On the road, first feelings are good; the 24-valve V6 revs with a deep-seated howl. It goes too. Sixty takes 5.6 seconds on the way to a top speed of some 155mph. And because the power is achieved courtesy of a twin turbo arrangement, there's no turbo lag worth mentioning. On those twisty B roads, the big Mitsubishi feels accomplished enough, without making the mistake of trying to handle and ride as roughly as a hot hatch. If your object is simply to get round the bends with the minimum fuss and the maximum speed and security, then the 3000 GT is a good bet. It isn't just about grip either.
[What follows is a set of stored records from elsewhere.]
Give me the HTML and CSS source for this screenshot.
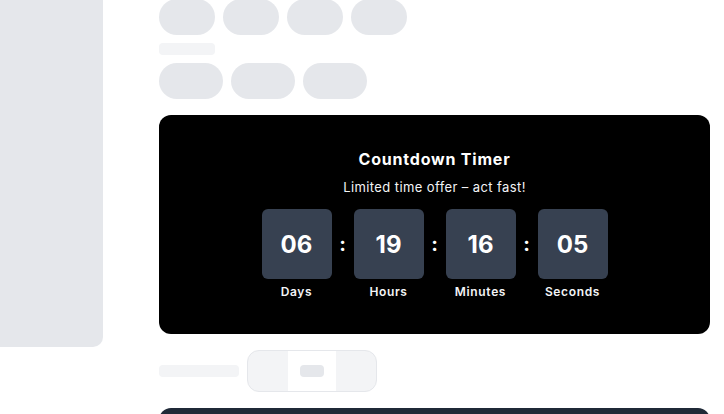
FILE: index.html
```html
<!DOCTYPE html>
<html lang="en">
<head>
<meta charset="utf-8">
<title>Countdown Timer</title>
<link rel="stylesheet" href="styles.css">
</head>
<body>
<div class="page">
  <aside class="sidebar"></aside>
  <main class="main">
    <div class="pill-row">
      <span class="pill pill-sm"></span>
      <span class="pill pill-sm"></span>
      <span class="pill pill-sm"></span>
      <span class="pill pill-sm"></span>
    </div>
    <div class="label-bar"></div>
    <div class="pill-row row-2">
      <span class="pill pill-md"></span>
      <span class="pill pill-md"></span>
      <span class="pill pill-md"></span>
    </div>

    <section class="timer-card">
      <h2 class="timer-title">Countdown Timer</h2>
      <p class="timer-sub">Limited time offer – act fast!</p>
      <div class="timer-units">
        <div class="unit">
          <div class="unit-box">06</div>
          <div class="unit-label">Days</div>
        </div>
        <div class="sep">:</div>
        <div class="unit">
          <div class="unit-box">19</div>
          <div class="unit-label">Hours</div>
        </div>
        <div class="sep">:</div>
        <div class="unit">
          <div class="unit-box">16</div>
          <div class="unit-label">Minutes</div>
        </div>
        <div class="sep">:</div>
        <div class="unit">
          <div class="unit-box">05</div>
          <div class="unit-label">Seconds</div>
        </div>
      </div>
    </section>

    <div class="control-row">
      <div class="ctrl-label"></div>
      <div class="segmented">
        <span class="seg"></span>
        <span class="seg seg-active"><span class="seg-chip"></span></span>
        <span class="seg"></span>
      </div>
    </div>

    <section class="dark-card"></section>
  </main>
</div>
</body>
</html>
```

FILE: styles.css
```css
* { box-sizing: border-box; }

html, body {
  margin: 0;
  padding: 0;
  background: #ffffff;
  font-family: Inter, "Liberation Sans", sans-serif;
  overflow: hidden;
}

.page {
  display: flex;
  align-items: flex-start;
  width: 724px;
  height: 414px;
}

.sidebar {
  flex: 0 0 103px;
  height: 347px;
  background: #e5e7eb;
  border-bottom-right-radius: 10px;
}

.main {
  margin-left: 56px;
  width: 551px;
  margin-top: -1px;
  display: flex;
  flex-direction: column;
}

.pill-row {
  display: flex;
  gap: 8px;
}

.row-2 { margin-top: 8px; }

.pill {
  display: block;
  height: 36px;
  border-radius: 9999px;
  background: #e5e7eb;
}

.pill-sm { width: 56px; }
.pill-md { width: 64px; }

.label-bar {
  margin-top: 8px;
  width: 56px;
  height: 12px;
  border-radius: 4px;
  background: #f3f4f6;
}

.timer-card {
  margin-top: 16px;
  background: #000000;
  border-radius: 12px;
  padding: 32px 32px 34px;
  display: flex;
  flex-direction: column;
  align-items: center;
  color: #ffffff;
}

.timer-title {
  margin: 0;
  font-size: 16px;
  line-height: 24px;
  font-weight: 700;
  letter-spacing: 0.8px;
}

.timer-sub {
  margin: 7px 0 0;
  font-size: 13px;
  line-height: 19px;
  color: #f3f4f6;
  letter-spacing: 0.4px;
}

.timer-units {
  margin-top: 12px;
  display: flex;
  align-items: flex-start;
  gap: 8px;
}

.unit {
  display: flex;
  flex-direction: column;
  align-items: center;
  width: 70px;
}

.unit-box {
  width: 70px;
  height: 70px;
  border-radius: 6px;
  background: #374151;
  display: flex;
  align-items: center;
  justify-content: center;
  font-size: 24px;
  font-weight: 700;
  color: #ffffff;
}

.unit-label {
  margin-top: 5px;
  font-size: 12px;
  line-height: 16px;
  font-weight: 600;
  color: #f3f4f6;
  white-space: nowrap;
  letter-spacing: 0.65px;
}

.sep {
  width: 6px;
  height: 70px;
  display: flex;
  align-items: center;
  justify-content: center;
  font-size: 20px;
  font-weight: 700;
  color: #ffffff;
}

.control-row {
  margin-top: 16px;
  display: flex;
  align-items: center;
  gap: 8px;
}

.ctrl-label {
  width: 80px;
  height: 12px;
  border-radius: 4px;
  background: #f3f4f6;
}

.segmented {
  display: flex;
  height: 42px;
  border: 1px solid #e5e7eb;
  border-radius: 12px;
  background: #f3f4f6;
  overflow: hidden;
}

.seg {
  width: 40px;
  display: flex;
  align-items: center;
  justify-content: center;
}

.seg-active {
  width: 48px;
  background: #ffffff;
}

.seg-chip {
  width: 24px;
  height: 12px;
  border-radius: 4px;
  background: #e5e7eb;
}

.dark-card {
  margin-top: 16px;
  height: 120px;
  background: #1f2937;
  border-radius: 12px;
}
```
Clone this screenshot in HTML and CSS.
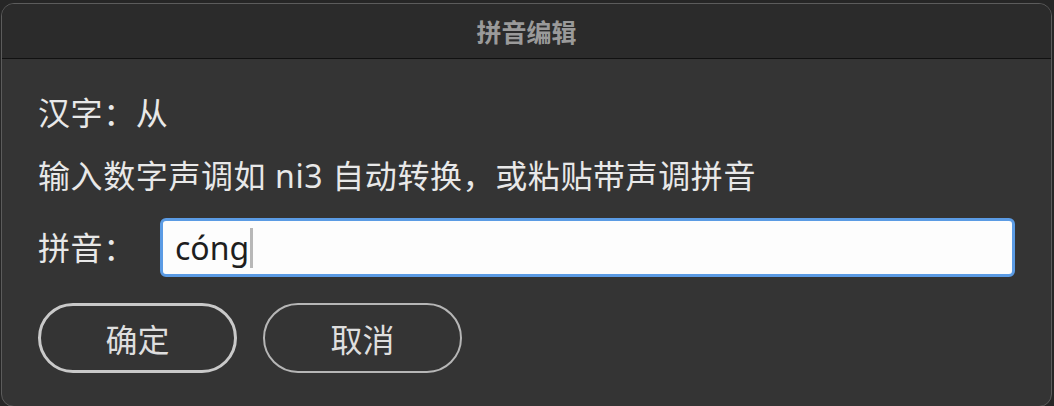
FILE: index.html
```html
<!DOCTYPE html>
<html lang="zh-CN">
<head>
<meta charset="utf-8">
<title>拼音编辑</title>
<link rel="stylesheet" href="styles.css">
</head>
<body>
<div class="window">
  <div class="titlebar">拼音编辑</div>
  <div class="content">
    <div class="line">汉字：从</div>
    <div class="line hint">输入数字声调如 ni3 自动转换，或粘贴带声调拼音</div>
    <div class="field-row">
      <span class="label">拼音：</span>
      <div class="textbox" role="textbox">cóng<span class="caret"></span></div>
    </div>
    <div class="actions">
      <button class="btn btn-default">确定</button>
      <button class="btn">取消</button>
    </div>
  </div>
</div>
</body>
</html>
```
FILE: styles.css
```css
html, body {
  margin: 0;
  padding: 0;
  height: 100%;
}
body {
  background: #262626;
  font-family: "Noto Sans", "Noto Sans CJK SC", sans-serif;
  overflow: hidden;
  padding: 3px 2px 0 1px;
  box-sizing: border-box;
}
.window {
  height: 402px;
  border: 1px solid #5c5c5c;
  border-radius: 13px;
  background: #343434;
  overflow: hidden;
  display: flex;
  flex-direction: column;
}
.titlebar {
  height: 54px;
  flex: none;
  background: #2b2b2b;
  border-bottom: 1px solid #111111;
  color: #9a9a9a;
  font-family: "Noto Sans CJK SC", sans-serif;
  font-weight: 700;
  font-size: 25px;
  display: flex;
  align-items: center;
  justify-content: center;
}
.content {
  padding: 34px 36px 0 36px;
  display: flex;
  flex-direction: column;
  color: #e8e8e8;
  font-size: 32px;
  letter-spacing: 0.6px;
}
.line {
  height: 40px;
  line-height: 40px;
  white-space: nowrap;
}
.hint {
  margin-top: 23px;
}
.field-row {
  margin-top: 22px;
  display: flex;
  align-items: center;
  gap: 24px;
}
.label {
  width: 98px;
  flex: none;
  white-space: nowrap;
  line-height: 40px;
}
.textbox {
  flex: 1;
  min-width: 0;
  height: 53px;
  border: 3px solid #5b9be4;
  border-radius: 6px;
  background: #fdfdfd;
  color: #1e1e1e;
  font-size: 32px;
  letter-spacing: 0;
  padding-left: 12px;
  display: flex;
  align-items: center;
}
.caret {
  display: inline-block;
  width: 3px;
  height: 40px;
  background: #b8b8b8;
  margin-left: 1px;
}
.actions {
  margin-top: 26px;
  display: flex;
  gap: 26px;
}
.btn {
  width: 199px;
  height: 70px;
  border-radius: 35px;
  background: transparent;
  border: 2px solid #b6b6b6;
  color: #dedede;
  font-family: "Noto Sans CJK SC", sans-serif;
  font-size: 32px;
  padding: 0;
  display: flex;
  align-items: center;
  justify-content: center;
}
.btn-default {
  border: 3px solid #c9c9c9;
}
```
The steering is well weighted and position, the power response instant and the turn-in razor-sharp, enabling you to deploy all two hundred and eighty one horses without drama.
Despite the many attributes of the Mitsubishi 3000GT, the plain fact is that judged as a sports car there are many better alternatives available for less money. If you are sold on the technological prowess or love the way it looks, then if you're careful about buying and can afford to run one, the big Mitsubishi represents a capable, if dated, GT car. As an intercontinental ballistic missile, the 3000GT has few peers; just be prepared to travel light.